Raw data:
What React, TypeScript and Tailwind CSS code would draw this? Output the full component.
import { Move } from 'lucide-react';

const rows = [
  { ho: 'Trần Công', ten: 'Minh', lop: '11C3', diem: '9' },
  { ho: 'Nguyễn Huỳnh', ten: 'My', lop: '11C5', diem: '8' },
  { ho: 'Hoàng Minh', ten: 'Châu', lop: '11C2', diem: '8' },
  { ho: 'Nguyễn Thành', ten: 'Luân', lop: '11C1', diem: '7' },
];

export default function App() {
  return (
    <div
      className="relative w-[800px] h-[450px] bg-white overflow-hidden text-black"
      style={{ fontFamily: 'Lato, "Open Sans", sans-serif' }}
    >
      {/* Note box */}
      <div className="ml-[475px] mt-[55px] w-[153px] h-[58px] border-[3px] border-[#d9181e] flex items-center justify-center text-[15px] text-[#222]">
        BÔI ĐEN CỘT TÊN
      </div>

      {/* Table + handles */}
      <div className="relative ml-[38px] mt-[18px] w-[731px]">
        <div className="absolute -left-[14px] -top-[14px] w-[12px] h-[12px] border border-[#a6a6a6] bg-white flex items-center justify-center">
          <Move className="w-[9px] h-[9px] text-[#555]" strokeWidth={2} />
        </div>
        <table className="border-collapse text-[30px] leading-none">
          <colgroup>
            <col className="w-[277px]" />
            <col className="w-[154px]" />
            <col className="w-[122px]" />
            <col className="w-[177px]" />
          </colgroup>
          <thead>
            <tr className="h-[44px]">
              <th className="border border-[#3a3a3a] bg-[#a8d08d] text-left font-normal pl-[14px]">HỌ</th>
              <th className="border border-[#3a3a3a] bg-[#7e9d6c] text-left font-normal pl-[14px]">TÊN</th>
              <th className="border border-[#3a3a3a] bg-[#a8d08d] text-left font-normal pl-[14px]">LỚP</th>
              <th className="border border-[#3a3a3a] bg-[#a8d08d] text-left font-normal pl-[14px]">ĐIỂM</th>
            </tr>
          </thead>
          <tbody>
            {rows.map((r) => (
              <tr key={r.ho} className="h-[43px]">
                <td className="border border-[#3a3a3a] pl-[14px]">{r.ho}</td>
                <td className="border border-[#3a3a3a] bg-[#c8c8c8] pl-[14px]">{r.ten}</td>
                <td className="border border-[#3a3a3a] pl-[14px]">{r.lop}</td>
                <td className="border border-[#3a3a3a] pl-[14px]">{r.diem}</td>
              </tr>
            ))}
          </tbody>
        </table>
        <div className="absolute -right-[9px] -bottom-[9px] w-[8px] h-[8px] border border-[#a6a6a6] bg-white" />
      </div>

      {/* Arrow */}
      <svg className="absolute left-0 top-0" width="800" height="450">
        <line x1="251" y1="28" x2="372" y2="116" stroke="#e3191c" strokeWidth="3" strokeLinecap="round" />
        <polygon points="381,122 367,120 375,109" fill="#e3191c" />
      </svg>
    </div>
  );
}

Required work:
Each line of the listing above should be output exactly.

Task answer:
What React, TypeScript and Tailwind CSS code would draw this? Output the full component.
import { Move } from 'lucide-react';

const rows = [
  { ho: 'Trần Công', ten: 'Minh', lop: '11C3', diem: '9' },
  { ho: 'Nguyễn Huỳnh', ten: 'My', lop: '11C5', diem: '8' },
  { ho: 'Hoàng Minh', ten: 'Châu', lop: '11C2', diem: '8' },
  { ho: 'Nguyễn Thành', ten: 'Luân', lop: '11C1', diem: '7' },
];

export default function App() {
  return (
    <div
      className="relative w-[800px] h-[450px] bg-white overflow-hidden text-black"
      style={{ fontFamily: 'Lato, "Open Sans", sans-serif' }}
    >
      {/* Note box */}
      <div className="ml-[475px] mt-[55px] w-[153px] h-[58px] border-[3px] border-[#d9181e] flex items-center justify-center text-[15px] text-[#222]">
        BÔI ĐEN CỘT TÊN
      </div>

      {/* Table + handles */}
      <div className="relative ml-[38px] mt-[18px] w-[731px]">
        <div className="absolute -left-[14px] -top-[14px] w-[12px] h-[12px] border border-[#a6a6a6] bg-white flex items-center justify-center">
          <Move className="w-[9px] h-[9px] text-[#555]" strokeWidth={2} />
        </div>
        <table className="border-collapse text-[30px] leading-none">
          <colgroup>
            <col className="w-[277px]" />
            <col className="w-[154px]" />
            <col className="w-[122px]" />
            <col className="w-[177px]" />
          </colgroup>
          <thead>
            <tr className="h-[44px]">
              <th className="border border-[#3a3a3a] bg-[#a8d08d] text-left font-normal pl-[14px]">HỌ</th>
              <th className="border border-[#3a3a3a] bg-[#7e9d6c] text-left font-normal pl-[14px]">TÊN</th>
              <th className="border border-[#3a3a3a] bg-[#a8d08d] text-left font-normal pl-[14px]">LỚP</th>
              <th className="border border-[#3a3a3a] bg-[#a8d08d] text-left font-normal pl-[14px]">ĐIỂM</th>
            </tr>
          </thead>
          <tbody>
            {rows.map((r) => (
              <tr key={r.ho} className="h-[43px]">
                <td className="border border-[#3a3a3a] pl-[14px]">{r.ho}</td>
                <td className="border border-[#3a3a3a] bg-[#c8c8c8] pl-[14px]">{r.ten}</td>
                <td className="border border-[#3a3a3a] pl-[14px]">{r.lop}</td>
                <td className="border border-[#3a3a3a] pl-[14px]">{r.diem}</td>
              </tr>
            ))}
          </tbody>
        </table>
        <div className="absolute -right-[9px] -bottom-[9px] w-[8px] h-[8px] border border-[#a6a6a6] bg-white" />
      </div>

      {/* Arrow */}
      <svg className="absolute left-0 top-0" width="800" height="450">
        <line x1="251" y1="28" x2="372" y2="116" stroke="#e3191c" strokeWidth="3" strokeLinecap="round" />
        <polygon points="381,122 367,120 375,109" fill="#e3191c" />
      </svg>
    </div>
  );
}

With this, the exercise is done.